As I noted in my previous article, I believe that the leadership and managerial skills found in many of today’s Chief Procurement Officers (including those below) will provide the foundation needed for further advancement up the executive ranks during the next decade. While that promotion process begins to take hold, CPOs will continue doing impressive things in their current roles. Here is a list of 10 CPOs who will continue to rise in 2010:
- Roy Anderson, State Street Corporation: To the benefit (and delight) of everyone in our industry, Roy returned to the speaking circuit this past fall. But don’t call it comeback, Roy’s been here for years. A long-time procurement leader in the financial services sector, Roy is taking his unique perspective and progressive ideas to a relatively young procurement organization where he will surely duplicate, and likely surpass, his past achievements.
- Jean-Jacques Beaussart, KeyBank: Jean-Jacques knows people and he knows savings. I imagine one of the first meetings he had when he joined Key last fall was with his CFO to discuss strategies and goals and agree upon a definition of savings. And with past, and now present, lieutenant, Doug Blossey, on board, Shaq and LeBron won’t be the only tag-team shaking things up Cleveland. Finally, I have to note that JJ is the only person I know who includes the word “procurement” in the username of his personal email account – talk about dedication to your craft.
- Ron Carcamo, Yahoo!: I’ve previously described Ron as a new breed of CPO, for he is a seasoned business leader who came to procurement by choice at Yahoo! after great success as an international CFO earlier in his career. Ron has utilized the arrival of a new CEO who is focused on management and results to insert his team in the decision-making process (to outsource or not) and the provider selection process for all corporate outsourcing. I believe that this model can serve as a great template for other procurement teams seeking entrance into the outsourcing dialogue.
- Olivier Dumas, EADS: I can’t go into too much detail here, but Olivier is operating in one of the few sectors that has avoided the recessionary pain. This means the pressure to deliver on his aggressive plans has been of his own making. Fortunately, Olivier and his ~500-person staff have things well in-hand.

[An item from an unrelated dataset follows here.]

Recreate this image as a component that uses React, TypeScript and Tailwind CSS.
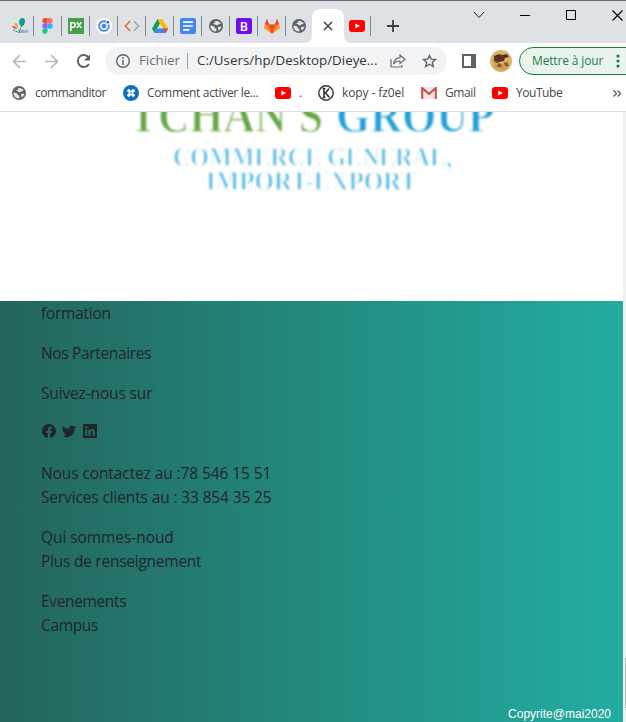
import React from "react";
import { BsFacebook, BsTwitter, BsLinkedin } from "react-icons/bs";

const Globe = () => (
  <svg className="shrink-0" width="14" height="14" viewBox="0 0 14 14">
    <circle cx="7" cy="7" r="7" fill="#5f6368" />
    <path d="M1.4 6.8c1.6-.1 3 .1 3.8.9s.3 1.6 1.4 1.8 1 1.5.5 2.9C4 12.700 1.300 10 1.400 6.800zM6.200 2.200c2-.9 4.300.2 5.500 2.300-.9.8-2 .5-2.700 1.200s-1.900.9-2.600.1-2.100-.6-2-1.500 1.600-.3 1.900-.9-.7-.7-.1-1.200zM9 8.200c1.200-.6 2.400-.2 3.300-.4-.3 1.600-1.200 2.900-2.500 3.700.2-1.300-1.500-2-.8-3.300z" fill="#e4e6e9" />
  </svg>
);
const YouTube = () => (
  <svg className="shrink-0" width="16" height="12" viewBox="0 0 16 12">
    <rect width="16" height="12" rx="3" fill="#f00" />
    <path d="M6.300 3.400v5.200L11 6z" fill="#fff" />
  </svg>
);
const Bakeli = () => (
  <svg className="shrink-0" width="18" height="18" viewBox="0 0 18 18">
    <path d="M10.500 10C6.500 6 8 1 11.500 1c4 0 3 7-1 9z" fill="#159a91" />
    <path d="M7 11C4.500 10 3 7.500 4 5.500 6 6 7.500 8 7 11z" fill="#edaa45" />
    <path d="M6 12C4 12.500 1.500 11 1 9c2.500-.5 4.500.5 5 3z" fill="#e65b39" />
    <path d="M2 13l5 2M10 10l-2 6" stroke="#48a6a1" />
    <text x="7" y="16" fontSize="5" textLength="10" lengthAdjust="spacingAndGlyphs" fill="#168f88" fontFamily="Liberation Sans, sans-serif">bakeli</text>
  </svg>
);
const Figma = () => (
  <svg className="shrink-0" width="11" height="16" viewBox="0 0 11 16">
    <path d="M3 0h2.500v5.300H3A2.650 2.650 0 013 0z" fill="#f24e1e" />
    <path d="M5.500 0H8a2.650 2.650 0 010 5.300H5.500z" fill="#ff7262" />
    <path d="M3 5.300h2.500v5.300H3a2.650 2.650 0 010-5.300z" fill="#a259ff" />
    <circle cx="8" cy="8" r="2.650" fill="#1abcfe" />
    <path d="M3 10.600h2.500v2.700A2.600 2.600 0 113 10.600z" fill="#0acf83" />
  </svg>
);
const Pexels = () => (
  <svg className="shrink-0" width="16" height="16" viewBox="0 0 16 16">
    <path fill="#43a047" d="M0 0h16v16H0z" />
    <path d="M2.800 13V4.800H5a2.200 2.200 0 010 4.400H2.800M8.800 4.300l4.600 5.700M13.400 4.300L8.800 10" fill="none" stroke="#fff" strokeWidth="1.600" />
  </svg>
);
const Ionic = () => (
  <svg className="shrink-0" width="16" height="16" viewBox="0 0 16 16">
    <circle cx="8" cy="8" r="8" fill="#fff" />
    <path d="M10.300 3.600A5 5 0 1012.700 6.400" stroke="#3477e8" strokeWidth="1.400" fill="none" />
    <circle cx="8" cy="8" r="2.300" fill="#4285f4" /><circle cx="12" cy="4.200" r="1.300" fill="#245ee8" />
    <circle cx="8" cy="8" r="3.400" stroke="#80abf5" strokeWidth=".5" fill="none" />
  </svg>
);
const Code = () => (
  <svg className="shrink-0" width="16" height="12" viewBox="0 0 16 12" fill="none" strokeWidth="1.700">
    <path d="M6 1L1.500 6 6 11" stroke="#e66e43" /><path d="M10 1l4.500 5-4.500 5" stroke="#aaa" />
  </svg>
);
const Drive = () => (
  <svg className="shrink-0" width="16" height="14" viewBox="0 0 16 14">
    <path d="M5.500 0L0 9.500 2.500 14l5.500-9.500z" fill="#0f9d58" />
    <path d="M5.500 0h5L16 9.500h-5z" fill="#fbbc05" />
    <path d="M5.200 9.500H16L13.500 14h-11z" fill="#4285f4" />
    <path d="M11 9.500h5L13.500 14z" fill="#ea4335" />
  </svg>
);
const Docs = () => (
  <svg className="shrink-0" width="16" height="16" viewBox="0 0 16 16">
    <rect width="16" height="16" rx="2" fill="#4285f4" />
    <path d="M3 4.200h10M3 8h10M3 11.800h6.500" stroke="#fff" strokeWidth="1.700" />
  </svg>
);
const Bootstrap = () => (
  <svg className="shrink-0" width="16" height="16" viewBox="0 0 16 16">
    <rect width="16" height="16" rx="2" fill="#7011ed" />
    <text x="4" y="12.500" fontSize="12.500" fontFamily="Roboto, sans-serif" fontWeight="500" fill="#fff">B</text>
  </svg>
);
const Gitlab = () => (
  <svg className="shrink-0" width="16" height="15" viewBox="0 0 16 15">
    <path d="M8 15L0 9 2.800 0l2.300 5.500h5.800L13.200 0 16 9z" fill="#fc6d26" />
    <path d="M2.800 0l2.300 5.500H1.100zM13.200 0l-2.300 5.500h4z" fill="#e24329" />
    <path d="M8 15L0 9l1.100-3.500zM8 15l8-6-1.100-3.500z" fill="#fca326" />
    <path d="M8 15L5.100 5.500h5.800z" fill="#e65328" />
  </svg>
);

const pinned = [Bakeli, Figma, Pexels, Ionic, Code, Drive, Docs, Globe, Bootstrap, Gitlab];

function Tabs() {
  return (
    <div className="flex h-[43px] shrink-0 border-t border-[#68696c] bg-[#dee1e6] pl-1.5">
      {pinned.map((Icon, i) => (
        <div key={i} className="mt-[15px] flex h-5 w-7 shrink-0 items-center justify-center border-r border-[#85888d]"><Icon /></div>
      ))}
      <div className="mt-[15px] flex h-5 w-[26px] shrink-0 items-center justify-center"><Globe /></div>
      <div className="relative mt-2 flex h-[34px] w-8 shrink-0 items-center justify-center rounded-t-lg bg-white">
        <svg className="absolute bottom-0 -left-2" width="8" height="8"><path d="M0 8Q8 8 8 0V8z" fill="#fff" /></svg>
        <svg width="10" height="10" viewBox="0 0 10 10"><path d="M1 1l8 8M9 1L1 9" stroke="#45484b" strokeWidth="1.600" /></svg>
        <svg className="absolute -right-2 bottom-0" width="8" height="8"><path d="M0 0Q0 8 8 8H0z" fill="#fff" /></svg>
      </div>
      <div className="mt-[15px] flex h-5 w-[27px] shrink-0 items-center justify-center border-r border-[#85888d]"><YouTube /></div>
      <svg className="mt-[19px] ml-4 shrink-0" width="12" height="12"><path d="M6 0v12M0 6h12" stroke="#3c4043" strokeWidth="1.800" /></svg>
      <div className="mt-2 ml-[74px] flex h-3 shrink-0 items-center">
        <svg className="w-3" width="12" height="8"><path d="M1 1l5 5.500L11 1" fill="none" stroke="#222" /></svg>
        <svg className="ml-[35px]" width="10" height="10"><path d="M0 5.500h10" stroke="#000" /></svg>
        <svg className="ml-9" width="11" height="11"><path d="M.5.500h9v9h-9z" fill="none" stroke="#000" /></svg>
        <svg className="ml-[35px]" width="11" height="11"><path d="M.5.500l10 10M10.500.500l-10 10" stroke="#000" strokeWidth="1.100" /></svg>
      </div>
    </div>
  );
}

function Toolbar() {
  return (
    <div className="flex h-9 shrink-0 items-center overflow-hidden bg-white pl-3 text-[13.300px] *:shrink-0">
      <svg width="15" height="15" viewBox="0 0 15 15" fill="none" stroke="#b8b8b8" strokeWidth="1.700"><path d="M14 7.500H1.500M8 1L1.500 7.500 8 14" /></svg>
      <svg className="ml-[17px]" width="15" height="15" viewBox="0 0 15 15" fill="none" stroke="#b8b8b8" strokeWidth="1.700"><path d="M1 7.500h12.500M7 1l6.500 6.500L7 14" /></svg>
      <svg className="ml-[17px]" width="15" height="15" viewBox="0 0 15 15"><path d="M12.700 3.500A6 6 0 1013 10" fill="none" stroke="#5f6368" strokeWidth="2" /><path d="M14 .5v6H8z" fill="#5f6368" /></svg>
      <div className="ml-3.5 flex h-7 w-[342px] items-center rounded-full bg-[#f1f3f4] pl-[11px] *:shrink-0">
        <svg width="14" height="14" viewBox="0 0 14 14"><circle cx="7" cy="7" r="6.300" fill="none" stroke="#5f6368" strokeWidth="1.400" /><path d="M7 6v5M7 3v1.700" stroke="#5f6368" strokeWidth="1.500" /></svg>
        <span className="ml-[9px] w-[48px] whitespace-nowrap text-[#6b6f74]">Fichier</span>
        <span className="mr-[9px] h-4 w-px bg-[#9b9da0]" />
        <span className="w-[193px] whitespace-nowrap tracking-[0.040px] text-[#303337]">C:/Users/hp/Desktop/Dieye...</span>
        <svg width="16" height="14" viewBox="0 0 16 14" fill="none" stroke="#6b6e72" strokeWidth="1.200"><path d="M1 5v8h11v-2M10 1l5 4.500-5 4V7C7 7 5 8 3.500 10 4 6.500 6 4 10 3.700z" /></svg>
        <svg className="ml-4" width="15" height="14" viewBox="0 0 15 14" fill="none" stroke="#5f6368" strokeWidth="1.400"><path d="M7.500 1.500l1.800 3.700 4.200.4-3.200 2.700 1 4.200-3.800-2.300-3.800 2.300 1-4.200-3.200-2.700 4.200-.4z" /></svg>
      </div>
      <div className="ml-[15px] h-3.5 w-3.5 border-2 border-r-[5px] border-[#5f6368]" />
      <svg className="ml-3.5" width="22" height="22" viewBox="0 0 22 22">
        <circle cx="11" cy="11" r="11" fill="#d9b769" />
        <path d="M4 6l5-2 3 1 5-1 2 3-4 1-1 3-5 1-2 1-3-2z" fill="#583026" /><path d="M8 13l3 1 1 3H7zM14 12l4 1 1 3h-4z" fill="#795032" /><path d="M2 9l4 2 5 3 8-4-1 8-6 3-7-3z" fill="#b66f38" opacity=".3" />
      </svg>
      <div className="ml-[7px] flex h-7 w-[125px] items-center rounded-full border border-[#188038] bg-[#e8f3ec] pl-3 text-[12px] text-[#257c4c] *:shrink-0">
        <span className="w-[84px] whitespace-nowrap tracking-[-0.150px]">Mettre à jour</span>
        <svg width="4" height="14"><circle cx="2" cy="2" r="1.600" fill="#188038" /><circle cx="2" cy="7" r="1.600" fill="#188038" /><circle cx="2" cy="12" r="1.600" fill="#188038" /></svg>
      </div>
    </div>
  );
}

function Bookmarks() {
  return (
    <div className="flex h-[33px] shrink-0 items-center border-b border-[#dadce0] bg-white pb-1 pl-3 text-[12px] whitespace-nowrap text-[#44474b] *:shrink-0">
      <Globe />
      <span className="ml-[9px] w-[88px] tracking-[-0.450px]">commanditor</span>
      <svg width="16" height="16" viewBox="0 0 16 16"><circle cx="8" cy="8" r="8" fill="#0b73bd" /><path d="M4.800 4.800l6.400 6.400M11.200 4.800l-6.400 6.400" stroke="#fff" strokeWidth="3" /><path d="M7 8h2" stroke="#0b73bd" /></svg>
      <span className="ml-2 w-[128px] tracking-[-0.330px]">Comment activer le...</span>
      <YouTube />
      <span className="ml-2 w-[19px]">.</span>
      <svg width="16" height="16" viewBox="0 0 16 16" fill="none" stroke="#333"><circle cx="8" cy="8" r="7.200" strokeWidth="1.400" /><path d="M6 3.500v9M6 8h1.500L11 3.500M7.500 8l4 4.500M4.500 3.500h3M4.500 12.500h3" strokeWidth="1.600" /></svg>
      <span className="ml-2 w-[79px] tracking-[-0.100px]">kopy - fz0el</span>
      <svg width="16" height="12" viewBox="0 0 16 12"><path d="M1 0h14v12H1z" fill="#e8e8e8" /><path d="M1.200 12V1L8 7l6.800-6v11" fill="none" stroke="#d94437" strokeWidth="2" /></svg>
      <span className="ml-2 w-[47px] tracking-[-0.400px]">Gmail</span>
      <YouTube />
      <span className="ml-2 tracking-[-0.450px]">YouTube</span>
      <svg className="mr-[5px] ml-auto" width="8" height="7" viewBox="0 0 8 7"><path d="M.5.500l3 3-3 3M4.500.500l3 3-3 3" fill="none" stroke="#555" strokeWidth="1.300" /></svg>
    </div>
  );
}

function Logo() {
  return (
    <svg className="block h-[189px] w-full shrink-0 font-['Liberation_Serif',serif] font-bold" viewBox="0 112 623 189">
      <g className="blur-[0.800px]" stroke="#fff" strokeWidth="1.300">
        <text x="129" y="132" fontSize="50" textLength="194" lengthAdjust="spacingAndGlyphs" fill="#68a544">TCHAN'S</text>
        <text x="336" y="132" fontSize="50" textLength="159" lengthAdjust="spacingAndGlyphs" fill="#219fd7">GROUP</text>
      </g>
      <g className="blur-[1px]" fill="#46b2e2" stroke="#fff" strokeWidth="1.300">
        <text x="173" y="166" fontSize="28" textLength="279" lengthAdjust="spacingAndGlyphs">COMMERCE GENERAL,</text>
        <text x="206" y="190" fontSize="28" textLength="211" lengthAdjust="spacingAndGlyphs">IMPORT-EXPORT</text>
      </g>
    </svg>
  );
}

export default function App() {
  return (
    <div className="flex h-[722px] w-[626px] flex-col overflow-hidden bg-white font-['Open_Sans','Noto_Sans',sans-serif]">
      <Tabs />
      <Toolbar />
      <Bookmarks />
      <div className="flex min-h-0 flex-1">
        <main className="flex w-[623px] flex-col">
          <Logo />
          <footer className="flex flex-1 flex-col gap-4 bg-linear-to-r/srgb from-[#24655c] to-[#22ada0] pl-[41px] text-[15.500px] leading-6 tracking-[-0.250px] text-[#212529]">
            <p>formation</p>
            <p className="tracking-[-0.350px]">Nos Partenaires</p>
            <p className="tracking-[-0.150px]">Suivez-nous sur</p>
            <div className="flex h-6 items-start gap-1.5 pt-[3px] text-[14px]"><BsFacebook className="ml-px" /><BsTwitter /><BsLinkedin className="ml-px" /></div>
            <p><span className="tracking-[-0.100px]">Nous contactez au :78 546 15 51</span><br /><span className="tracking-[-0.140px]">Services clients au : 33 854 35 25</span></p>
            <p><span className="tracking-[-0.070px]">Qui sommes-noud</span><br />Plus de renseignement</p>
            <p className="tracking-[-0.350px]">Evenements<br />Campus</p>
            <p className="mt-auto self-end pr-3 font-['Liberation_Sans',sans-serif] text-[12px] leading-4 tracking-normal text-white">Copyrite@mai2020</p>
          </footer>
        </main>
        <div className="flex w-[3px] flex-col items-end bg-[#f1f1f1] pt-[546px]"><div className="h-[50px] w-px shrink-0 bg-[#b5b5b5]" /></div>
      </div>
    </div>
  );
}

- Eric Germa, Ann Taylor: Eric is the role model for all the top strategic sourcing consultants who are wondering what path to follow if/when life on the road begins to lose its appeal (the industry would certainly benefit from more consultants leaving the ‘dark-side’ to find a permanent home as a leader within a large procurement operation ). A gifted tactician with a very strategic mind and several lifetimes worth of sourcing experience, Eric was a fantastic manager and colleague when we worked together on several large procurement transformations and later on a few complex multi-million dollar sourcing projects. Holding senior leadership roles at The Gap and HP before rising to become CPO at Ann Taylor, Eric has been developing his team and will certainly make 2010 a fashionable year for CPOs.
- Brett Howard and Lance Younger, Goldman Sachs: Okay, technically neither of these guys is a CPO, but what they are undertaking in the development of a Vendor Management Office at a financial behemoth is no less significant. These two (and the cross-functional project team they’ve assembled) are seeking to embed supply risk management processes into the fabric and culture of this 140-year old institution. This is one project/ team that I will be watching closely as success here may point a path forward for many other enterprises in need of supply risk best practices.

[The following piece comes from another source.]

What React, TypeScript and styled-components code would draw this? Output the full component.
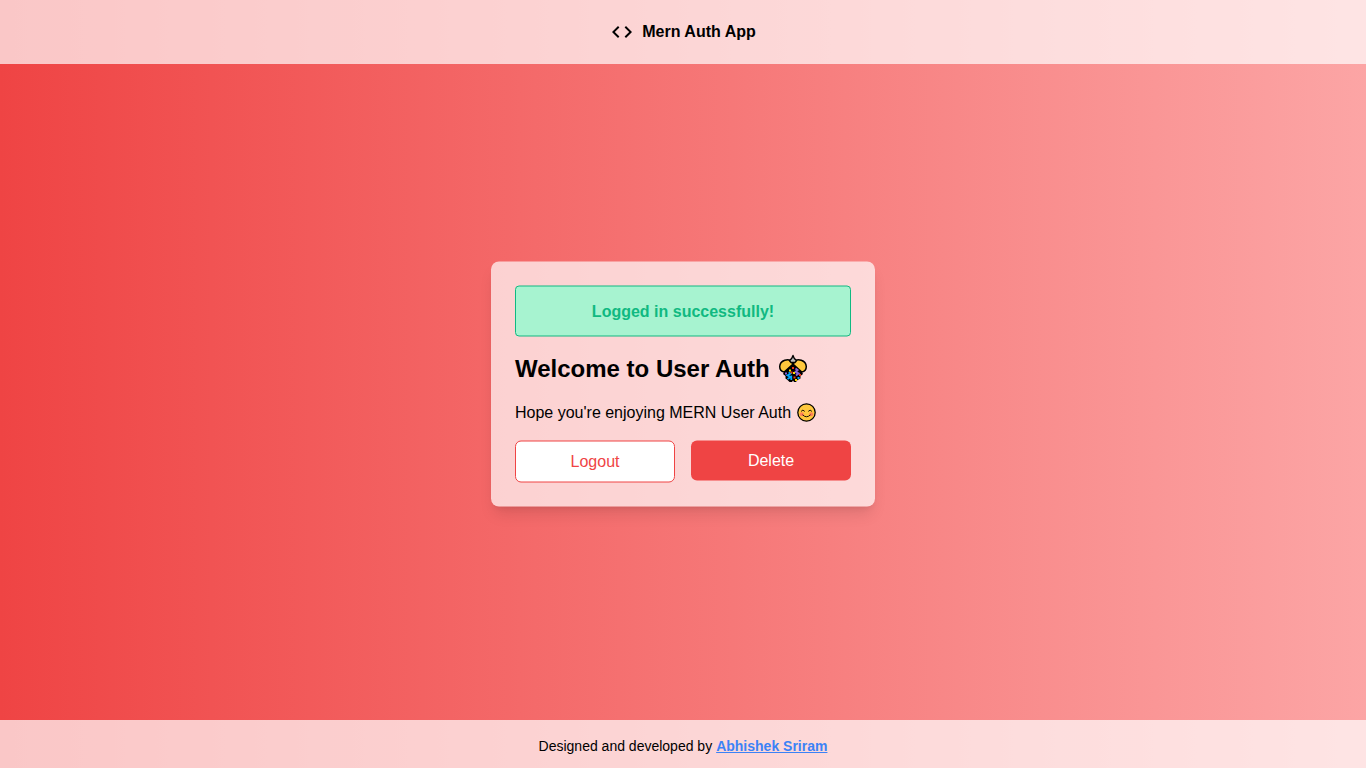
import React from 'react';
import styled, { createGlobalStyle } from 'styled-components';
import { MdCode } from 'react-icons/md';

const GlobalStyle = createGlobalStyle`
  *, *::before, *::after { box-sizing: border-box; }
  body {
    margin: 0;
    font-family: Arial, "Liberation Sans", sans-serif;
    font-size: 16px;
    line-height: 24px;
    color: #000;
  }
  h1, p { margin: 0; }
`;

const Page = styled.div`
  display: flex;
  flex-direction: column;
  height: 100vh;
  background: linear-gradient(to right, #ef4444, #fca5a5);
`;

const Header = styled.header`
  display: flex;
  align-items: center;
  justify-content: center;
  gap: 8px;
  height: 64px;
  flex: none;
  background: rgba(255, 255, 255, 0.7);
  font-weight: 700;
`;

const Main = styled.main`
  flex: 1;
  display: flex;
  align-items: center;
  justify-content: center;
  padding-bottom: 17px;
`;

const Card = styled.section`
  display: flex;
  flex-direction: column;
  gap: 16px;
  width: 384px;
  padding: 24px;
  border-radius: 8px;
  background: rgba(255, 255, 255, 0.7);
  box-shadow: 0 10px 15px -3px rgba(0, 0, 0, 0.1), 0 4px 6px -4px rgba(0, 0, 0, 0.1);
  transform: translateY(0.5px);
`;

const Alert = styled.div`
  height: 51px;
  display: flex;
  align-items: center;
  justify-content: center;
  border: 1px solid #10b981;
  border-radius: 4px;
  background: #a7f3d0;
  color: #10b981;
  font-weight: 700;
`;

const Title = styled.h1`
  display: flex;
  align-items: center;
  gap: 7px;
  font-size: 24px;
  line-height: 32px;
  font-weight: 700;
`;

const Message = styled.p`
  display: flex;
  align-items: center;
  gap: 4px;
`;

const Actions = styled.div`
  display: grid;
  grid-template-columns: 1fr 1fr;
  align-items: start;
  gap: 16px;
`;

const Button = styled.button<{ $outlined?: boolean }>`
  padding: 8px 16px;
  border: ${({ $outlined }) => ($outlined ? '1px solid #ef4444' : '0')};
  border-radius: 6px;
  background: ${({ $outlined }) => ($outlined ? '#fff' : '#ef4444')};
  color: ${({ $outlined }) => ($outlined ? '#ef4444' : '#fff')};
  font: inherit;
`;

const Footer = styled.footer`
  display: flex;
  align-items: center;
  justify-content: center;
  gap: 4px;
  height: 48px;
  flex: none;
  padding-top: 4px;
  background: rgba(255, 255, 255, 0.7);
  font-size: 14px;
  line-height: 20px;
`;

const AuthorLink = styled.a`
  color: #3b82f6;
  font-weight: 700;
  text-decoration: underline;
`;

const ConfettiBall = () => (
  <svg width="32" height="30" viewBox="0 0 32 30" aria-hidden="true">
    <path d="M7 18.500 14 11h4l7 7.500 1 2-2.500 2v2.500l-3 1.500-1.500 2H17l-1-1.500-1 1.500h-2.500L10.500 26.500 8.500 25v-2.500L6 20.500z" fill="#000" />
    <path d="M15 8C11.500 4.500 3.200 6.500 2.700 13c0 2.800 1.800 5 4.500 5.500L15.500 11z" fill="#ffc83d" stroke="#000" strokeWidth="1.500" strokeLinejoin="round" />
    <path d="M17 8c3.500-3.500 11.800-1.500 12.300 5 0 2.800-1.800 5-4.500 5.500L16.500 11z" fill="#ffc83d" stroke="#000" strokeWidth="1.500" strokeLinejoin="round" />
    <path d="m16 2 1.200 2.800 2.300 2.400L18 9h-4l-1.500-1.800 2.300-2.400z" fill="#bdbdbd" stroke="#000" strokeWidth="1.400" strokeLinejoin="round" />
    <path d="m11.500 19 2 1-3 2 3 1.500-3 2M14.300 22v4.500" fill="none" stroke="#00a8ff" strokeWidth="1.800" />
    <path d="m18.500 15 2 1.500-2 2 3 1.500-2.500 2" fill="none" stroke="#8764d8" strokeWidth="2" />
    <g fill="#f03a17">
      <rect x="15" y="13.500" width="2" height="2" />
      <rect x="13.500" y="18" width="2" height="2" />
      <rect x="16.500" y="23" width="2" height="2" />
      <rect x="22" y="20.500" width="2" height="2" />
    </g>
    <g fill="#ffdc00">
      <rect x="12" y="16" width="2" height="2" />
      <rect x="16" y="18.500" width="2" height="2" />
      <rect x="18" y="25.500" width="2" height="2" />
    </g>
    <rect x="8" y="19" width="2" height="2" fill="#8764d8" />
    <rect x="20.500" y="23.500" width="2" height="2" fill="#00a8ff" />
  </svg>
);

const SmileyFace = () => (
  <svg width="22" height="22" viewBox="-0.5 0 22 22" aria-hidden="true">
    <circle cx="11" cy="11" r="8.700" fill="#ffc83d" stroke="#000" strokeWidth="1.300" />
    <circle cx="6.300" cy="12.700" r="2" fill="#ff8157" />
    <circle cx="15.700" cy="12.700" r="2" fill="#ff8157" />
    <g fill="none" stroke="#000" strokeWidth="0.900" strokeLinecap="round">
      <path d="M5.800 9.600q1.600-2.300 3.200 0M13 9.600q1.600-2.300 3.200 0M7.300 13.600q3.700 3.600 7.400 0" />
    </g>
  </svg>
);

export default function App() {
  return (
    <>
      <GlobalStyle />
      <Page>
        <Header>
          <MdCode size={24} />
          <span>Mern Auth App</span>
        </Header>
        <Main>
          <Card>
            <Alert>Logged in successfully!</Alert>
            <Title>
              Welcome to User Auth
              <ConfettiBall />
            </Title>
            <Message>
              Hope you're enjoying MERN User Auth
              <SmileyFace />
            </Message>
            <Actions>
              <Button $outlined>Logout</Button>
              <Button>Delete</Button>
            </Actions>
          </Card>
        </Main>
        <Footer>
          <span>Designed and developed by</span>
          <AuthorLink>Abhishek Sriram</AuthorLink>
        </Footer>
      </Page>
    </>
  );
}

- Bruce Kilkowski, JCPenney: Bruce is a proverbial scholar and a gentleman, but he’s also a great procurement leader who focuses his efforts on drawing out the full capabilities of every member of his team. Among many initiatives, Bruce has invested in training and worked to make sure his team always puts its best foot forward, as they strive to find the incremental value in all of their activities and continue broadening the impact they have on the company as a whole.
- Debbie Manos-McHenry, Huntington Bancshares and Anders Lillevik, Webster Bank: Debbie and Anders don’t know each other but they have a lot in common: they were both leaders in supply management before joining a non-money center bank as the first Chief Procurement Officer in bank history. Debbie and Anders each have a great runway before them and a real opportunity to change and catalyze these two institutions.
- Neil Rogers, BT: Neil is one CPO whose department’s work reaches deep into the corporate boardroom, whether it’s his supply risk initiative or his Top 40 supplier program, BT’s board of directors and executive team are taking an active interest. And with lieutenants like Stephen Hayers driving major programs, strong results will continue this year. (UPDATE – JANUARY 24: If you’re interested in how BT approaches its services spend, you can listen to a webinar I recorded with Stephen here.)
- Richard Spoor, Merck: With healthcare reform capturing more than its fair share of headlines in 2009, Merck will once again be a company in focus in 2010. Without sharing too much detail, Richard and his team have quietly built a Best-in-Class operation that has delivered great value and by my estimate, will continue to do so.
With so many talented CPO stars, it was very difficult to limit this list to only 10, but it must suffice for now. In the days, months, and years ahead, CPO Rising hopes to detail and discuss many more stories from these and other leading rising CPOs.